The pendulum does not have to go from one extreme to the other, there are experiences in the world of strong states successfully guiding far more complex economies. And in Cuba there is no shortage of economists who are aware of these examples.

The state goes from the extreme of stipulating the exact weight a plate of spaghetti must have to leaving without regulation the prices of basic products.

The opening of spaces to the market is a must but clear rules for commercial activity are needed to prevent speculation and usury, especially anything having to do with basic food products.

They could start by setting an example in the state’s hard currency stores by putting a brake on the price increases of staple foods and instead applying hikes on less essential products, such as rum, beer or tobacco products.

It also would be a good idea to intervene in some way at the retail produce markets to cut down on speculation, establishing fair prices for the farmers and affordable to consumers, along with a reasonable profit to the distributors and vendors.

In California they have opted to bring producers closer to consumers, using a system of street fairs that avoid the usual commercial chains. In doing so, an act of magic occurs, farmers earn more and consumers pay less.
(*) Visit Fernando Ravsberg’s blog.

15 thoughts on “Prices in Cuba’s Produce Markets

  • March 31, 2019 at 5:56 am

    Cuba has two currencies, one is the regular peso (CUP) which trades at 24/25 to one CUC
    The other is the CUC which is the dollar equivalent. (Note if you exchange a cash dollar you will recieve .87 cents CUC as there is a 10% penalty assessed on cash dollars. The other 3% is the exchange commission.

  • March 31, 2019 at 12:02 am

    Can you tell me the exchange rate? I thought one Cuban peso was equivalent to one U.S. dollar. So, how does 25 pesos = 1 USD? A little confused.

  • May 8, 2014 at 6:39 pm

    Thank you.

  • May 8, 2014 at 5:39 pm

    I find your comments to be the most well thought out and to the point. I only read your responses.

  • May 6, 2014 at 11:07 am

    Your proposed solution misses the mark. The problem is much broader and deeper. The entire Cuban economic system is ideological, arbitrary & irrational. It fails to realistically price products and labour. Under such a system, it is inevitable that production will decline, quality will drop, distribution will be haphazard, corruption will flourish and prices will be high.

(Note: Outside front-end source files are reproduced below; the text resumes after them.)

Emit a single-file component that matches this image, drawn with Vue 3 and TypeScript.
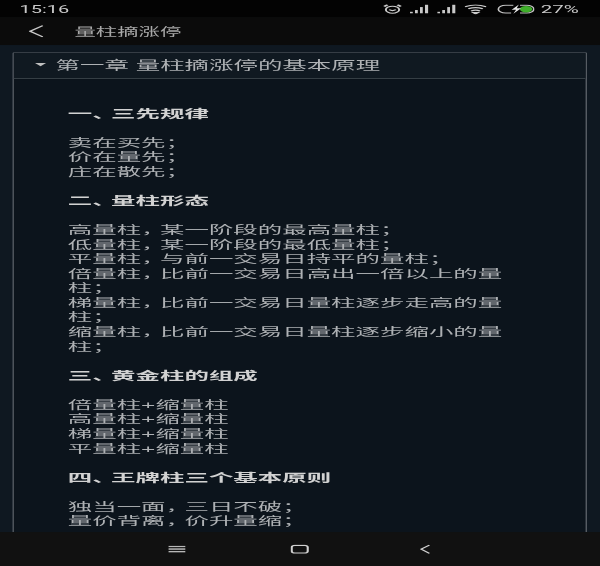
<script setup lang="ts">
interface Block { kind: 'h' | 'p'; lines: string[] }
interface Segment { text: string; narrow: boolean }

const blocks: Block[] = [
  { kind: 'h', lines: ['一、三先规律'] },
  { kind: 'p', lines: ['卖在买先；', '价在量先；', '庄在散先；'] },
  { kind: 'h', lines: ['二、量柱形态'] },
  { kind: 'p', lines: ['高量柱，某一阶段的最高量柱；', '低量柱，某一阶段的最低量柱；', '平量柱，与前一交易日持平的量柱；', '倍量柱，比前一交易日高出一倍以上的量', '柱；', '梯量柱，比前一交易日量柱逐步走高的量', '柱；', '缩量柱，比前一交易日量柱逐步缩小的量', '柱；'] },
  { kind: 'h', lines: ['三、黄金柱的组成'] },
  { kind: 'p', lines: ['倍量柱+缩量柱', '高量柱+缩量柱', '梯量柱+缩量柱', '平量柱+缩量柱'] },
  { kind: 'h', lines: ['四、王牌柱三个基本原则'] },
  { kind: 'p', lines: ['独当一面，三日不破；', '量价背离，价升量缩；'] },
]
const segments = (line: string): Segment[] =>
  line.split(/([，、])/).filter(Boolean).map((text) => ({ text, narrow: text === '，' || text === '、' }))
const signals = [0, 1]
</script>

<template>
  <div class="viewport">
    <div class="stage">
      <header class="status">
        <span class="clock">15:16</span>
        <div class="status-right">
          <svg class="alarm" viewBox="0 0 34 34" fill="none" stroke="#c9c9c9" stroke-width="3.5">
            <ellipse cx="17" cy="19" rx="12" ry="12" />
            <path d="M2 8 8 2M32 8 26 2" stroke-width="5" />
            <path d="M11 19q6 6 12 0" />
          </svg>
          <svg v-for="s in signals" :key="s" class="signal" viewBox="0 0 33 34" fill="#c9c9c9">
            <rect x="0" y="26" width="5" height="5" />
            <rect x="9" y="20" width="5" height="11" />
            <rect x="18" y="10" width="5" height="21" />
            <rect x="27" y="2" width="6" height="29" />
          </svg>
          <svg class="wifi" viewBox="0 0 40 34" fill="none" stroke="#c9c9c9" stroke-width="4">
            <path d="M1 9q19-12 38 0M7 16q13-8 26 0M12 23q8-5 16 0" />
            <path d="M16 29l4 4 4-4z" fill="#c9c9c9" />
          </svg>
          <svg class="battery" viewBox="0 0 68 34" fill="none">
            <path d="M30 4H16a13 13 0 0 0 0 26H26M42 4H54a13 13 0 0 1 0 26H42" stroke="#c4c4c4" stroke-width="3" />
            <circle cx="53" cy="17" r="11" fill="#3fae2a" />
            <path d="M40 1 27 19h8l-5 14 14-19h-8z" fill="#e8e8e8" />
          </svg>
          <span class="percent">27%</span>
        </div>
      </header>

      <nav class="toolbar">
        <svg class="back" viewBox="0 0 26 42" fill="none" stroke="#c8c8c8" stroke-width="4">
          <path d="M25 2 2 21l23 19" />
        </svg>
        <span class="title">量柱摘涨停</span>
      </nav>

      <main class="content">
        <section class="card">
          <div class="card-head">
            <i class="caret"></i>
            <span class="head-text">第一章 量柱摘涨停的基本原理</span>
          </div>
          <div class="card-body">
            <div v-for="(b, i) in blocks" :key="i" :class="b.kind === 'h' ? 'heading' : 'para'">
              <div v-for="(l, j) in b.lines" :key="j" class="line"><template v-for="(s, k) in segments(l)" :key="k"><span v-if="s.narrow" class="punct">{{ s.text }}</span><template v-else>{{ s.text }}</template></template></div>
            </div>
          </div>
        </section>
      </main>

      <footer class="navbar">
        <svg class="nav-menu" viewBox="0 0 31 24" fill="#b8b8b8">
          <rect y="0" width="31" height="5" />
          <rect y="9" width="31" height="5" />
          <rect y="18" width="31" height="5" />
        </svg>
        <svg class="nav-home" viewBox="0 0 33 32" fill="none" stroke="#d0d0d0" stroke-width="4">
          <rect x="2" y="3" width="29" height="26" rx="6" />
        </svg>
        <svg class="nav-back" viewBox="0 0 18 32" fill="none" stroke="#d0d0d0" stroke-width="3.5">
          <path d="M17 2 2 16l15 14" />
        </svg>
      </footer>
    </div>
  </div>
</template>

<style scoped>
.viewport {
  width: 600px;
  height: 566px;
  overflow: hidden;
  background: #0e1720;
}
.stage {
  width: 1080px;
  height: 1920px;
  transform: scale(0.55556, 0.29479);
  transform-origin: 0 0;
  display: flex;
  flex-direction: column;
  filter: blur(0.9px);
  font-family: "Liberation Sans", "Noto Sans CJK SC", sans-serif;
}
.status {
  height: 58px;
  flex: none;
  background: #030303;
  display: flex;
  align-items: center;
  justify-content: space-between;
  padding: 3px 38px 0 35px;
  box-sizing: border-box;
  color: #c9c9c9;
}
.clock {
  font-family: Roboto, sans-serif;
  font-size: 36px;
  line-height: 44px;
}
.status-right {
  display: flex;
  align-items: center;
}
.alarm { width: 35px; height: 34px; margin-right: -2px; }
.signal { width: 33px; height: 34px; margin-left: 16px; }
.wifi { width: 40px; height: 34px; margin-left: 16px; }
.battery { width: 68px; height: 34px; margin-left: 18px; }
.percent {
  font-family: Roboto, sans-serif;
  font-size: 37px;
  line-height: 44px;
  margin-left: 11px;
}
.toolbar {
  height: 95px;
  flex: none;
  background: #0b0b0b;
  display: flex;
  align-items: center;
  padding-left: 52px;
  box-sizing: border-box;
}
.back { width: 26px; height: 42px; }
.title {
  margin-left: 56px;
  padding-top: 6px;
  font-size: 38.5px;
  line-height: 60px;
  color: #a9a9a9;
}
.content {
  flex: 1;
  min-height: 0;
  overflow: hidden;
  background: #0f1821;
  padding: 23px 23px 0 22px;
}
.card {
  height: 100%;
  box-sizing: border-box;
  border: 3px solid #565c63;
  border-bottom: none;
  border-radius: 6px 6px 0 0;
  background: #0c141c;
  color: #aeb1b4;
}
.card-head {
  height: 86px;
  box-sizing: content-box;
  border-bottom: 3px solid #3c434a;
  display: flex;
  align-items: center;
  font-size: 44px;
  padding-left: 38px;
  background: #101921;
}
.head-text {
  display: inline-block;
  transform: translateY(-3px) scaleY(0.95);
}
.caret {
  width: 0;
  height: 0;
  border-left: 10px solid transparent;
  border-right: 10px solid transparent;
  border-top: 11px solid #c0c0c0;
  margin-right: 17px;
  transform: translateY(-3px);
}
.card-body {
  padding: 93px 130px 0 97px;
  display: flex;
  flex-direction: column;
  gap: 50px;
  font-size: 44px;
  line-height: 49.2px;
}
.line {
  white-space: nowrap;
  transform: scaleY(0.88);
}
.heading {
  font-weight: 700;
  color: #d2d2d2;
}
.punct {
  letter-spacing: -10px;
}
.navbar {
  height: 115px;
  flex: none;
  background: #111111;
  display: flex;
  align-items: center;
  padding-left: 303px;
}
.nav-menu { width: 31px; height: 24px; }
.nav-home { width: 33px; height: 32px; margin-left: 189px; }
.nav-back { width: 18px; height: 32px; margin-left: 200px; }
</style>

<style>
body { background: #0e1720; }
</style>
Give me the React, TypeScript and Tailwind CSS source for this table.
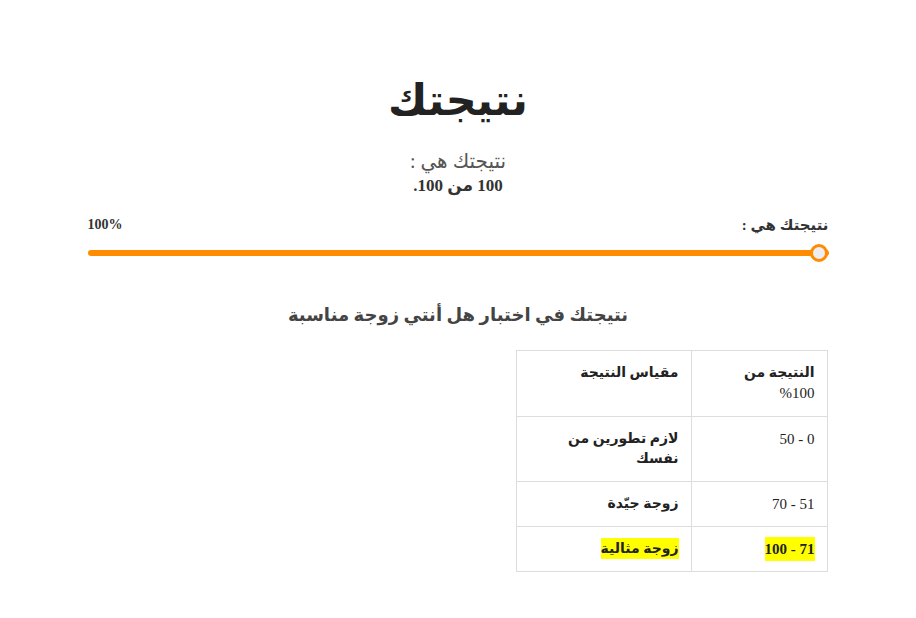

  • May 6, 2014 at 7:37 am

    If Cuba’s rulers are interested, there are some historical examples of countries with Soviet-style agricultural systems which have managed to reform and modernize their farms. The lessons learned from the post-Soviet states of Eastern Europe indicate the best way to increase agricultural production is through private farm ownership and trade liberalization. As yet, Cuba has not ventured to include either of those policies in their reforms.


    The implementation of new technologies and new production techniques, in many cases supported by the government, was a key element of Estonia’s extended “agricultural reform package” during the transition period (1990–2000) (Raig, 1993). Profit provided the necessary incentive for efficient resource allocation, and redirected technological resources (e.g., machinery, equipment, and infrastructure) to the private agricultural sector. At the same time, international trade was liberalized, as Estonia radically altered its trading patterns as a result of the collapse of socialism in the early 1990s. The combination of these factors contributed to a notable increase in the number of (small) private farms and agricultural enterprises during the transition period (1990–2000).”

  • May 5, 2014 at 12:42 pm

    It is hard to criticize comments like yours because they seem so heartfelt but the truth is the truth. You suggest that Cuba EXPORT citrus and vegetables to the US? Cuba does not produce enough of these produce to meet its own needs let alone export. Do your research. Cuba is a leading producer of grapefruit, yet the countries which produce more grapefruit than Cuba each produce more than 10X the amount Cuba produces. Looked at another way, overall, the US consumes more than $1 trillion in produce each year. Cuba struggles to produce $1 billion (if you believe their reports) in produce over the same period. Even if Cuba were to go without produce entirely and sell their entire crop to the US, it would amount to less than 1/1000 of US demand. The proverbial drop in the bucket. As it is Cuba must import as much as 80% of their food to survive. Believe me few Cubans are guilty of overconsumption. How did you even imagine they could begin to export to the US in any amount that would affect US prices?